When spring training arrived in 1967, the Tacoma News Tribune’s Ed Honeywell said Faul had a new personality.42 Honeywell cited two possible reasons for the transformation: the birth of Faul’s daughter six weeks earlier and the lack of interest in him by 19 teams during the annual draft. “At any rate, the ‘new’ Bill Faul who checked in here Sunday to sign his 1967 Tacoma contract … wasn’t the same high-strung, hard-to-handle righthander who toiled for the T-Cubs during the last half of the 1966 season following his exile from Wrigley Field,” Honeywell said.43 Faul sounded optimistic, too. “Thanks to the good slider I developed during the winter, I think I’m a better pitcher than I was last season,” he said, referring to his offseason stint in Puerto Rico.44

Faul got off to a good start on April 14 when he pitched the T-Cubs to a 2-1 win over the San Diego Padres in the season opener. He allowed only five hits and struck out seven in 7 2/3 innings of work. On May 28, he shut out the Oklahoma City 89ers in the seven-inning second game of a doubleheader, which Tacoma won, 4-0. He had just spent three weeks on the disabled list with a sore arm. That spring, the former karate instructor for the Air Force Special Forces lost interest in the martial art. “I didn’t like the idea of crippling people, hurting them to that effect,” he explained.45 By then, Faul had given up pork; sweets including chocolate and candy; alcohol; cigarettes; and coffee.

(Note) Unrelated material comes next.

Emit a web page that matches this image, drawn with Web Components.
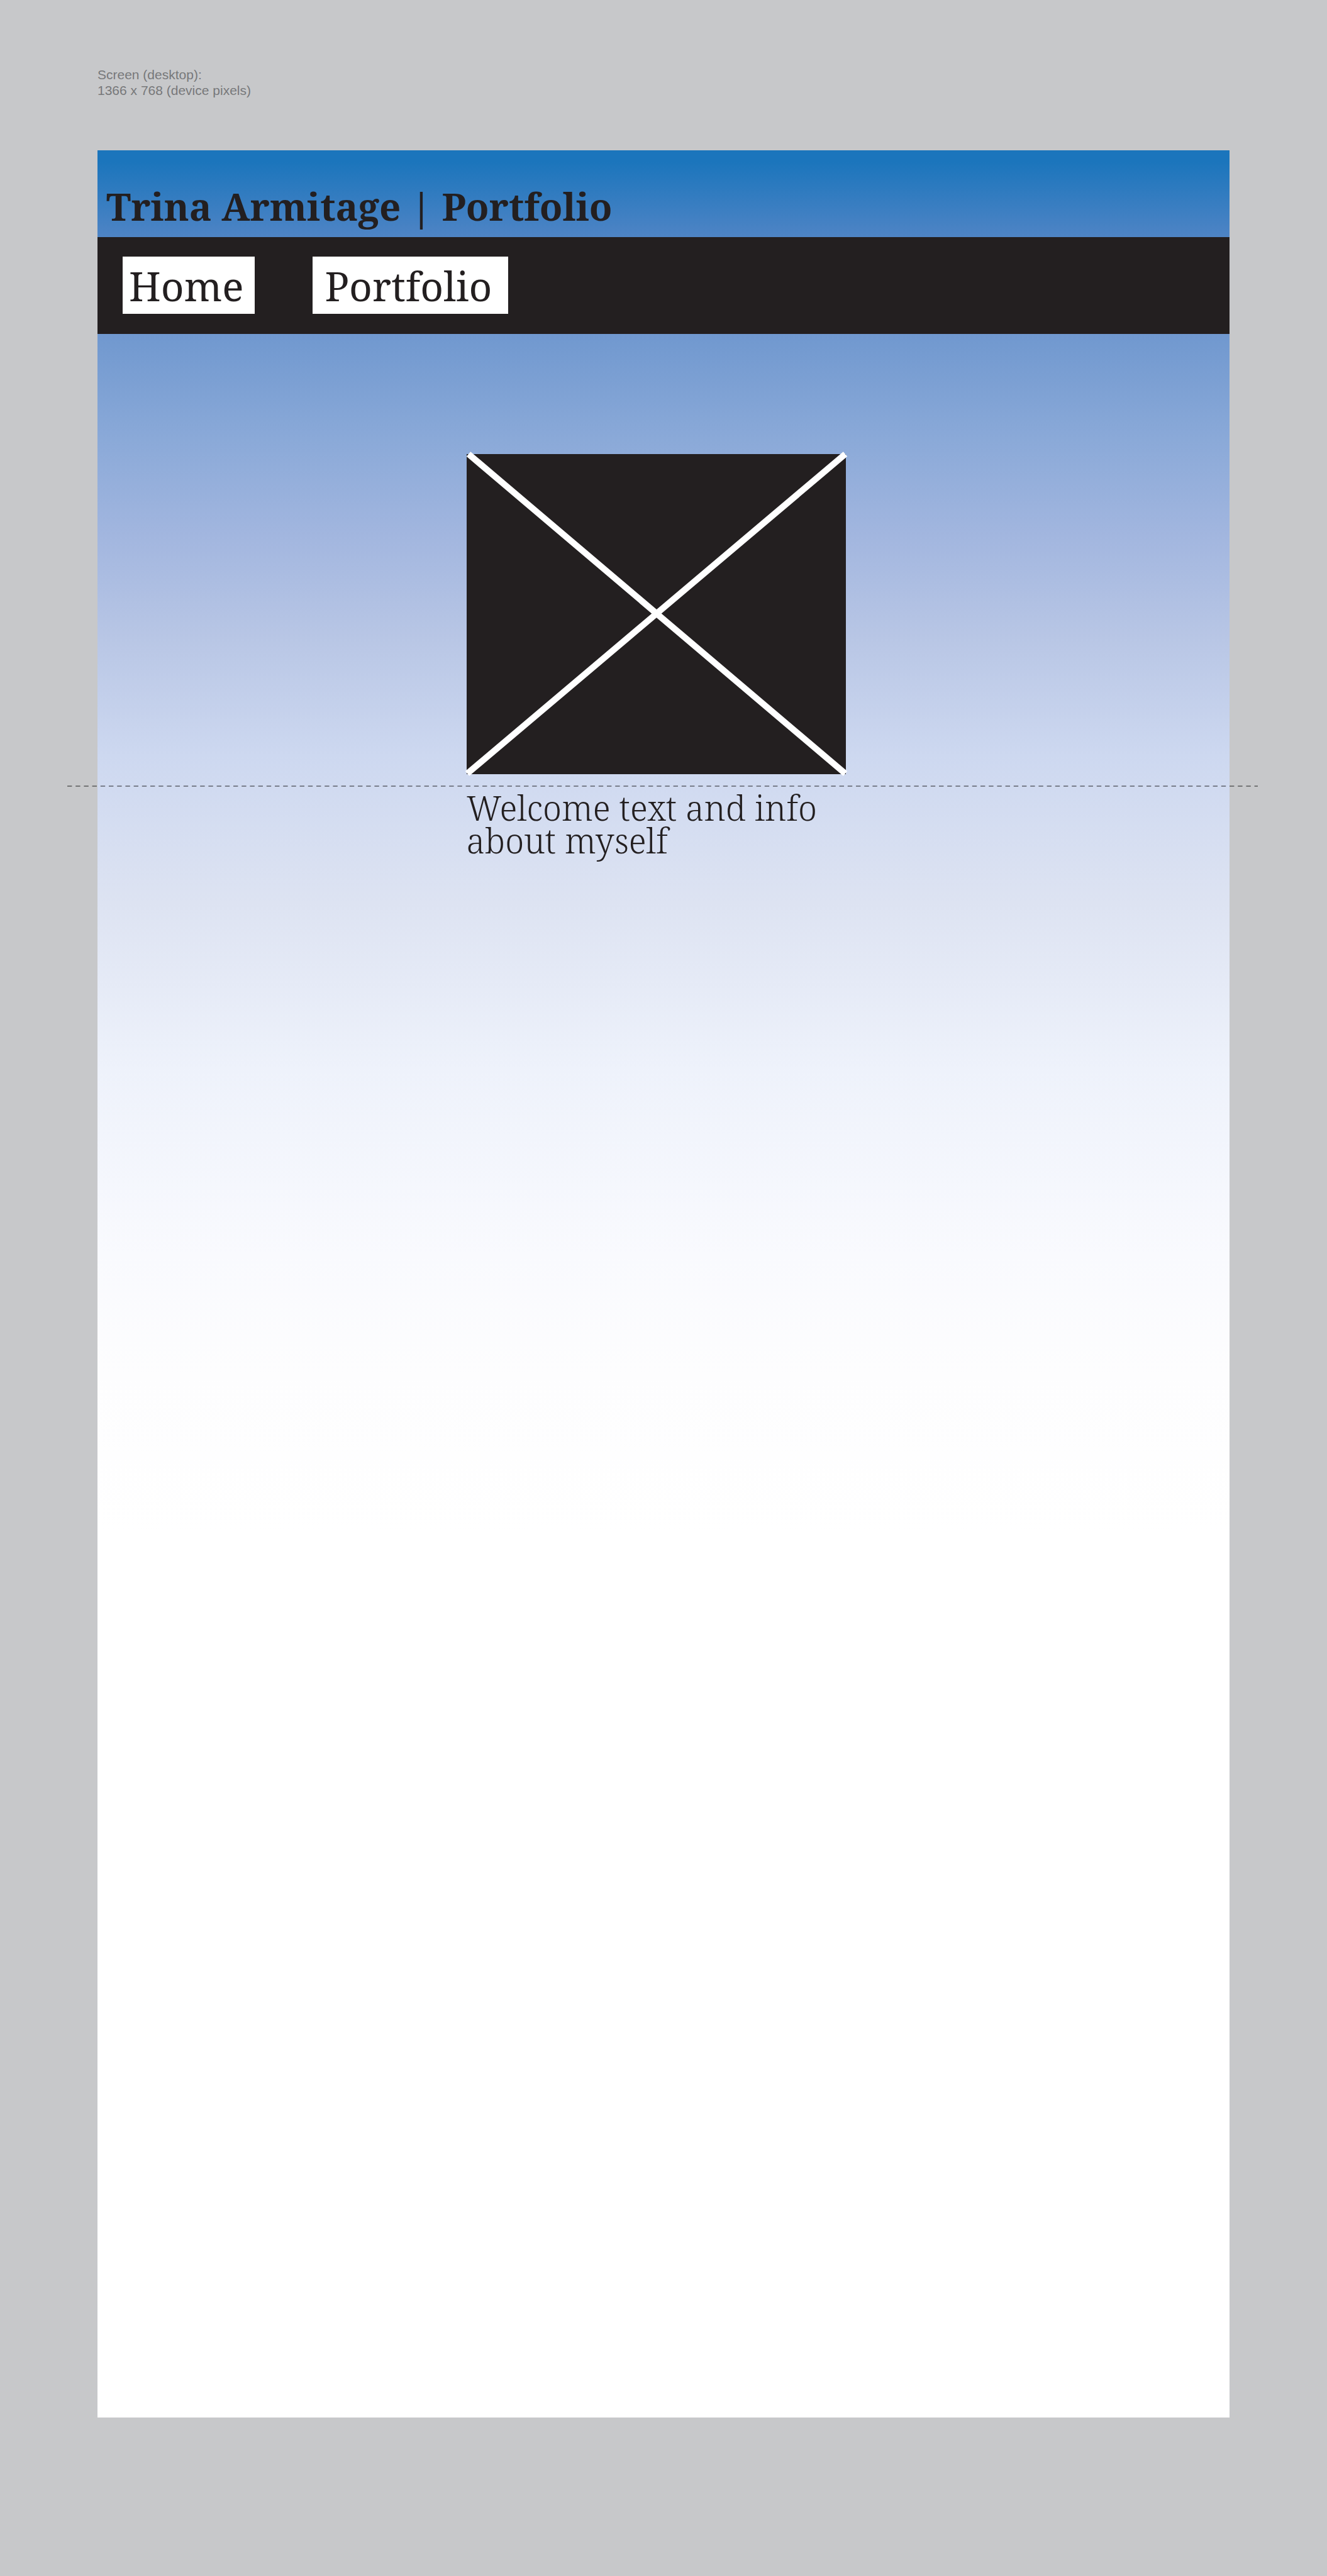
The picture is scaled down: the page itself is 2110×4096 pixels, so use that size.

On June 8, 1967, Faul had a one-hit shutout for six innings until San Diego’s Marty Keough hit a home run. Still, the T-Cubs won, 5-1, as Faul fanned eight and walked one. After battling a sore arm for nearly a month, he lasted only 4 2/3 innings in Tacoma’s 14-2 victory over Vancouver. Despite missing three months of the season, Faul compiled a 4-3 record with a 2.52 ERA. He completed two of nine starts, struck out 43, and walked 10 in 50 innings.

In mid-September, the Portland Beavers of the PCL (a Cleveland Indians affiliate) purchased Faul’s contract. He pitched for Portland and Waterbury (CT) (the Indians’ Class AA team) in 1968, as well as Indianapolis (the Cincinnati Reds’ top farm team). He spent 1969 with Omaha, the top farm club of the expansion Kansas City Royals.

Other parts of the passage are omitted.